How many corners does a hexagon have? A clear definition
The term hexagon combines two Greek roots: hex meaning six and gōnía meaning angle or corner. In geometry, a polygon with six sides is by definition a hexagon. The term “corner” is everyday language for what mathematicians more formally call a vertex. In a hexagon, there are six vertices where the sides meet. So, in the strict sense used by geometry, the hexagon has six vertices, which most people also refer to as corners.
To avoid confusion, it helps to distinguish between sides, vertices (corners), and angles at those corners. A hexagon has:
- Six sides.
- Six vertices (often described as corners).
- Six interior angles at each vertex, collectively summing to a total that depends on whether the hexagon is regular or irregular.
Throughout this article, you will see both terms used interchangeably in ordinary language, with careful distinction in formal geometry.
Regular vs irregular hexagons: what makes them different?
All hexagons, regardless of shape, have six corners. The distinction between regular and irregular hexagons concerns the lengths of the sides and the measures of the angles:
Regular hexagon
A regular hexagon has all six sides equal in length and all six interior angles equal in measure. In a regular hexagon, each interior angle is 120 degrees, and each exterior angle is 60 degrees. The symmetry is elegant: the figure exhibits rotational symmetry every 60 degrees and reflective symmetry along multiple axes. This uniformity makes the regular hexagon a favourite in tiling, design, and natural patterns.
Irregular hexagon
In an irregular hexagon, the six sides can have different lengths, and the six interior angles can differ from one another. Despite this variability, the polygon still has six corners. Irregular hexagons appear frequently in both natural forms and human-made objects, from stones with six-sided facets to geographic boundaries and architectural layouts.
Angles and sums: the interior and exterior angles of a hexagon
Knowing the number of corners is only part of the story. The angles at those corners tell us much about the hexagon’s shape and properties. A central rule in polygon geometry is the sum of interior angles:
- Sum of interior angles of an n-sided polygon = (n − 2) × 180 degrees.
- For a hexagon (n = 6), the sum is (6 − 2) × 180 = 4 × 180 = 720 degrees.
In a regular hexagon, each interior angle is equal, so:
- Interior angle of a regular hexagon = 720 degrees ÷ 6 = 120 degrees per corner.
- Exterior angle at each corner is 60 degrees, and the sum of exterior angles for any polygon, taken one per vertex, always equals 360 degrees.
These angular relationships have practical consequences, from determining the tiling behaviour of hexagons on a flat plane to informing the layout of hexagonal tiles and game boards.
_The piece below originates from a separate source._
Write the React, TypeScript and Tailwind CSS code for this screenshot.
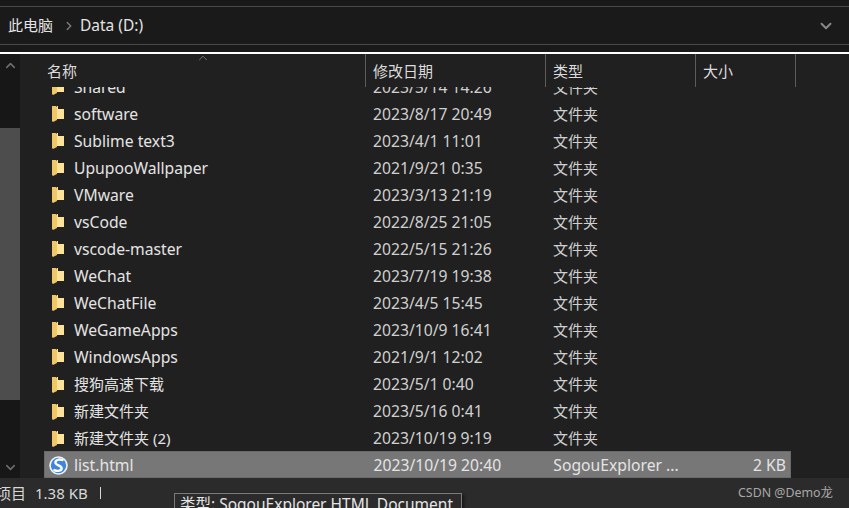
import { ChevronDown, ChevronRight, ChevronUp } from 'lucide-react';

const rows = [
  ['Shared', '2023/5/14 14:26'],
  ['software', '2023/8/17 20:49'],
  ['Sublime text3', '2023/4/1 11:01'],
  ['UpupooWallpaper', '2021/9/21 0:35'],
  ['VMware', '2023/3/13 21:19'],
  ['vsCode', '2022/8/25 21:05'],
  ['vscode-master', '2022/5/15 21:26'],
  ['WeChat', '2023/7/19 19:38'],
  ['WeChatFile', '2023/4/5 15:45'],
  ['WeGameApps', '2023/10/9 16:41'],
  ['WindowsApps', '2021/9/1 12:02'],
  ['搜狗高速下载', '2023/5/1 0:40'],
  ['新建文件夹', '2023/5/16 0:41'],
  ['新建文件夹 (2)', '2023/10/19 9:19'],
];

function FolderIcon() {
  return (
    <svg width="13" height="18" viewBox="0 0 13 18" className="shrink-0">
      <path d="M0 1h4l1 1v13l-4 2-1-1z" fill="#f0c766" />
      <path d="M5 1h1v3h6v10H5z" fill="#fde29a" />
    </svg>
  );
}

function SogouIcon() {
  return (
    <svg width="19" height="19" viewBox="0 0 18 18" className="shrink-0">
      <circle cx="9" cy="9" r="8.800" fill="#f2f6fb" />
      <circle cx="9" cy="9" r="7.300" fill="#3f86e0" />
      <path d="M12.800 3.800C9.500 2.500 5.500 4 6.200 6.800 6.800 9 11.800 8.800 12 11.400 12.200 13.800 8.500 15 5 13.400" fill="none" stroke="#fff" strokeWidth="2.200" strokeLinecap="round" />
    </svg>
  );
}

export default function App() {
  return (
    <div className="w-[849px] h-[508px] overflow-hidden flex flex-col bg-[#202020] text-[#e4e4e4] text-[15px] font-['Noto_Sans','Noto_Sans_CJK_SC',sans-serif]">
      {/* address bar */}
      <div className="h-[7px] shrink-0 border-b border-[#4a4a4a] bg-[#191919]" />
      <div className="h-[38px] shrink-0 flex items-center justify-between border-b border-[#4a4a4a] bg-[#1a1a1a] pl-2 pr-[5px]">
        <div className="flex items-center">
          <span>此电脑</span>
          <ChevronRight size={14} strokeWidth={2.500} className="ml-[9px] mr-[4px] text-[#7a7a7a]" />
          <span className="text-[15.500px]">Data (D:)</span>
        </div>
        <ChevronDown size={18} strokeWidth={2.500} className="mr-[9px] text-[#8a8a8a]" />
      </div>
      <div className="h-[7px] shrink-0 bg-[#191919]" />
      <div className="h-[2px] shrink-0 bg-white" />

      <div className="flex-1 min-h-0 flex">
        {/* left scrollbar */}
        <div className="w-[20px] shrink-0 flex flex-col items-center bg-[#171717] pt-[4px] pb-[2px]">
          <ChevronUp size={15} strokeWidth={2.500} className="text-[#6e6e6e]" />
          <div className="w-full h-[272px] mt-[55px] mb-[60px] bg-[#4d4d4d]" />
          <ChevronDown size={15} strokeWidth={2.500} className="text-[#6e6e6e]" />
        </div>

        {/* list */}
        <div className="flex-1 min-w-0 flex flex-col pl-[24px]">
          <div className="relative h-[33px] shrink-0 flex text-[#dcdcdc]">
            <ChevronUp size={14} strokeWidth={1} className="absolute left-[152px] -top-[3px] text-[#b0b0b0]" />
            <div className="w-[322px] pl-[3px] pt-[6px] border-r border-[#5c5c5c]">名称</div>
            <div className="w-[180px] pl-[7px] pt-[6px] border-r border-[#5c5c5c]">修改日期</div>
            <div className="w-[150px] pl-[7px] pt-[6px] border-r border-[#5c5c5c]">类型</div>
            <div className="w-[100px] pl-[7px] pt-[6px] border-r border-[#5c5c5c]">大小</div>
          </div>
          <div className="h-[364px] shrink-0 overflow-hidden">
            <div className="-mt-[13px]">
              {rows.map(([name, date]) => (
                <div key={name} className="h-[27px] flex items-center">
                  <div className="w-[322px] flex items-center pl-[8px]">
                    <FolderIcon />
                    <span className={/^[\u4e00-\u9fff]/.test(name) ? 'ml-[9px]' : 'ml-[9px] text-[15.700px]'}>{name}</span>
                  </div>
                  <div className="w-[180px] pl-[7px] text-[15.700px] text-[#d0d0d0]">{date}</div>
                  <div className="w-[150px] pl-[7px] text-[#d0d0d0]">文件夹</div>
                </div>
              ))}
            </div>
          </div>
          <div className="h-[27px] w-[747px] shrink-0 flex items-center bg-[#777777] border border-[#6a6a6a] text-[15.700px] pt-[2px]">
            <div className="w-[322px] flex items-center pl-[4px]">
              <SogouIcon />
              <span className="ml-[6px]">list.html</span>
            </div>
            <div className="w-[180px] pl-[7px]">2023/10/19 20:40</div>
            <div className="w-[150px] pl-[7px] whitespace-nowrap">SogouExplorer ...</div>
            <div className="w-[94px] pr-[4px] text-right">2 KB</div>
          </div>
        </div>
      </div>

      {/* status bar */}
      <div className="relative h-[30px] shrink-0 flex items-center bg-[#2b2b2b] text-[15px] text-[#d8d8d8]">
        <span className="-ml-[4px]">项目</span>
        <span className="ml-[9px]">1.38 KB</span>
        <span className="ml-[12px] w-px h-[12px] bg-[#d8d8d8]" />
        <div className="absolute left-[174px] top-[15px] h-[20px] w-[288px] bg-[#2b2b2b] border border-[#7a7a7a] shadow-[2px_2px_3px_rgba(0,0,0,0.5)] pl-[5px] whitespace-nowrap text-[15.500px] leading-[20px] text-[#e4e4e4]">
          类型: SogouExplorer HTML Document
        </div>
        <span className="absolute right-[16px] top-[6px] text-[12.400px] text-[#a8a8a8]">CSDN @Demo龙</span>
      </div>
    </div>
  );
}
Six corners, six opportunities: how the hexagon appears in tiling and pattern design
One of the most striking aspects of hexagons is their ability to tessellate, or tile, the plane without gaps. The six corners at each hexagon play a decisive role in this property. In two-dimensional tiling, hexagons can fill a plane alongside other hexagons or with combinations of hexagons and other polygons, depending on the chosen pattern. The uniform six-corner geometry supports seamless connections and predictable angles at shared edges, making hexagons a favourite in floor and wall tiling designs, game boards, and patterned artworks.
Beyond tiling, the concept of six corners is essential in biomimicry and nature-inspired design. The hexagonal honeycomb, for instance, optimises space and material usage thanks to its regular shape and equal angular properties at each corner. When designers study these natural patterns, they frequently encounter a recurring theme: the elegance of sixfold symmetry around a central point, reinforced by the six corners of each hexagonal cell.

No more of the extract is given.